Following the discussion on thermal noise and it’s modeling and noise figure computation for a simple resistor network, in this article let us discuss the Noise Figure of cascaded stages.

## Definition of Noise Figure

From Section 2.3.2 of RF Microelectronics, Behzad Razavi, the noise figure is defined as

$N_F = \frac{SNR_{in}}{SNR_{out}}$, where

$SNR_{in}=\frac{S_{in}}{N_{in}}$ is the input signal to noise ratio and

$SNR_{out}=\frac{S_{out}}{N_{out}}$ is the output signal to noise ratio.

Consider that the system has a gain $G$ and $N_a$ is the noise added by the system.

With that,

$S_{out}=GS_{in}$

$N_{out}=N_a+ GN_{in}$

The Noise Figure is,

$\begin{array}{lll}N_F&=&\frac{S_{in}/N_{in}}{S_{out}/N_{out}}\\\\&=&\frac{S_{in}/N_{in}}{GS_{in}/$$N_a+GN_{in}$$}\\\\\\&=&\frac{N_a+GN_{in}}{GN_{in}}\end{array}$.

From the previous post on thermal noise, we know that noise power over bandwidth $B$ at temperature $T$ Kelvin is,

$N_{in} = kTB$.

With that the noise figure equation can be modified as,

$\Large{N_F = \frac{N_a+GkTB}{GkTB}}$.

Two key equations to remember:

a) Noise added by the noise sources in system is,

$\Large{N_a = kTBG(N_F-1)}$

b) Noise at the output of the system is,

$\Large{N_{out} = kTBGN_F}$

## Example

For example, consider a device of bandwidth $B=20MHz$ and having a gain $G=60dB$ with noise figure of $NF_{dB}=5dB$. What is the noise power seen at the output of the device?

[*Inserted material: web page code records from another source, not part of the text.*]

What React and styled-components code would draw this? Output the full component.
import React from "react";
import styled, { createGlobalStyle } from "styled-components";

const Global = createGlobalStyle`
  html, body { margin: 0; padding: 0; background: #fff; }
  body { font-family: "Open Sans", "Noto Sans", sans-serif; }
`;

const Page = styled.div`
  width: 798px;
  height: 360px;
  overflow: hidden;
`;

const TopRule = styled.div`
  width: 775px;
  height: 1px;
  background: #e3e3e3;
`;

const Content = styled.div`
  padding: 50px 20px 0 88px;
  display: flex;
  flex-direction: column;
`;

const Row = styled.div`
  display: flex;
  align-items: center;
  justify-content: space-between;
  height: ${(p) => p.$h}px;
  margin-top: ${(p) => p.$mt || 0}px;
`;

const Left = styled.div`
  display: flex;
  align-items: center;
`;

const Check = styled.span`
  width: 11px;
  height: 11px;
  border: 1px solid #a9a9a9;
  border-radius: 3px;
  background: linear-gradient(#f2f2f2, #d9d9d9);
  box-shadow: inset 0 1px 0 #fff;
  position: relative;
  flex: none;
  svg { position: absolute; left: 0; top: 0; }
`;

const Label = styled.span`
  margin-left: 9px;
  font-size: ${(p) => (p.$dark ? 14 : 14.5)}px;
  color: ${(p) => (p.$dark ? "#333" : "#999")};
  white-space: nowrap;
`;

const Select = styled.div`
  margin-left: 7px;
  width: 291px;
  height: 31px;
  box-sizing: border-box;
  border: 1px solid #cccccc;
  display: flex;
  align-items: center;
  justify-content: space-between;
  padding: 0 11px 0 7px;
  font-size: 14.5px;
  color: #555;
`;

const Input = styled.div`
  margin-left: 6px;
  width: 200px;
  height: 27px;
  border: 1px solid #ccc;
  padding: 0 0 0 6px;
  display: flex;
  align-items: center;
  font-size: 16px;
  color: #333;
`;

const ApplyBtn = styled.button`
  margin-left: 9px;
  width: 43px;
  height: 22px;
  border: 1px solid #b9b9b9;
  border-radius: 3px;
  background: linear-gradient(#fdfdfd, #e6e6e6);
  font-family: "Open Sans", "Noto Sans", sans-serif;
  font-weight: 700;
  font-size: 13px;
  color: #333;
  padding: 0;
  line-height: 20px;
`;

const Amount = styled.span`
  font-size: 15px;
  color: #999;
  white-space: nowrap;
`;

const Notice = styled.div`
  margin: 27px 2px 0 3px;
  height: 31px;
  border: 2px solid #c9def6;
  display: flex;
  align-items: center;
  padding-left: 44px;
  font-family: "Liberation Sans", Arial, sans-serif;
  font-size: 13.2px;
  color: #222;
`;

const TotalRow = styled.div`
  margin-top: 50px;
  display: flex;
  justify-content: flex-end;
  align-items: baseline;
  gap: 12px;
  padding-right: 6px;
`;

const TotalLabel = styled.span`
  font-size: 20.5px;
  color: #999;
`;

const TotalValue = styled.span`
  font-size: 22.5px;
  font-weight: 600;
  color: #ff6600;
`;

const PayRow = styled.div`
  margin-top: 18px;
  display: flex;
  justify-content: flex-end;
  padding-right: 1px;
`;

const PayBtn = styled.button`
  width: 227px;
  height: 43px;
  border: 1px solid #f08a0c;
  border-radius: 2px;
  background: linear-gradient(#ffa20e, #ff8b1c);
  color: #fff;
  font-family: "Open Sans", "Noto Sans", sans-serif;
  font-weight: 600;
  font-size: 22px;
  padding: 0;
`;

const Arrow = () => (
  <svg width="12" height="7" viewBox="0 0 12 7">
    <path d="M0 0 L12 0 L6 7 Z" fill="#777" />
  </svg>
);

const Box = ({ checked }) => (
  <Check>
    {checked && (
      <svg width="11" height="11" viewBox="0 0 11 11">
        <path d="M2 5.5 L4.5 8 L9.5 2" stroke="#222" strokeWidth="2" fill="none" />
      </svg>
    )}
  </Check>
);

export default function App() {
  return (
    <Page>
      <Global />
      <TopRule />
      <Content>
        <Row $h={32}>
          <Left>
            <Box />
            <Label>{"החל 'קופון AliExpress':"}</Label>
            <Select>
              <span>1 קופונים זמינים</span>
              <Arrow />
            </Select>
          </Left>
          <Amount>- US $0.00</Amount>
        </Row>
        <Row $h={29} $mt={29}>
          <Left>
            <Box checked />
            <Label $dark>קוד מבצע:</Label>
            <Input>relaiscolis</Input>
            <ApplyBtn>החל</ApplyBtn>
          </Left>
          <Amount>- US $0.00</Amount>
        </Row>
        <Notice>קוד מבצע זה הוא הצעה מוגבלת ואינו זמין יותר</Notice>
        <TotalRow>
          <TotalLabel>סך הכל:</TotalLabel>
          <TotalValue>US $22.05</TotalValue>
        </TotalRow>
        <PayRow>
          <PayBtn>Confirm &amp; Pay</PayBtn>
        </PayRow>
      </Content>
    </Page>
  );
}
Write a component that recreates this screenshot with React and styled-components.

Solution: Assuming temperature of 300K, the noise seen at the input of the device

$\begin{array}{lll}N_{in}&=&10\log_{10}$$kTB$$\\&=&10\log_{10}$$1.38*10^{-23}*300*20*10^6$$\\&=&-100.82dBm\end{array}$.

$N_{out}=N_a+GN_{in}=$$N_{in}G$$N_F$.

Expressing in deciBels, the noise power seen at the output of the device is,

$N_{out}=60+5+-100.82 = -35.82dBm$.

## Noise Figure of cascade of two stages

Consider a system with cascade of two gain stages having gains of $G_1$, $G_2$ and with noise figure of $N_{F1}$ and $N_{F2}$ respectively.

Figure : Cascaded gain stages with noise power output

The noise power at the output of the first stage is the sum of

a) Noise power at the input terminal of first gain stage $N_{in,1} = kTB$ which is amplified by gain $G_1$.

b) Noise power generated by the first gain stage $N_{a,1} = kTBG_1(N_{F1}-1)$

Summing them up, the noise seen at the output of first gain stage is,

$\begin{array}{lll}N_{out,1}&=&kTBG_1+kTBG_1(N_{F1}-1)\\&=&kTBG_1N_{F1}\end{array}$

* Note : The sum of powers is possible because it is assumed that the input noise and the noise added by the system are uncorrelated i.e.

$\begin{array}{lll}E\{(x+y)^2\}&=&E\{x^2\}+E\{y^2\}+2E\{xy\}\\&=&E\{x^2\}+E\{y^2\}\end{array}$, where

$E\{xy\}=0$ when $x$ and $y$ are uncorrelated.

Similarly the noise power seen at the output of the second stage is the sum of

a) Noise power at the input terminal of second gain stage $N_{out,1} = kTBG_1N_{F1}$ which is amplified by gain $G_2$.

b) Noise power generated by the second gain stage $N_{a,2} = kTBG_2(N_{F2}-1)$

Adding them up, the noise seen at the output of second gain stage is,

$\begin{array}{lll}N_{out,2}&=&kTBG_1G_2N_{F1}+kTBG_2(N_{F2}-1)\\&=&kTB\overbrace{G_1G_2}^{\mbox{gain}}\underbrace{$$N_{F1}+\frac{N_{F2}-1}{G_1}$$}_{\mbox{noise figure}}\end{array}$.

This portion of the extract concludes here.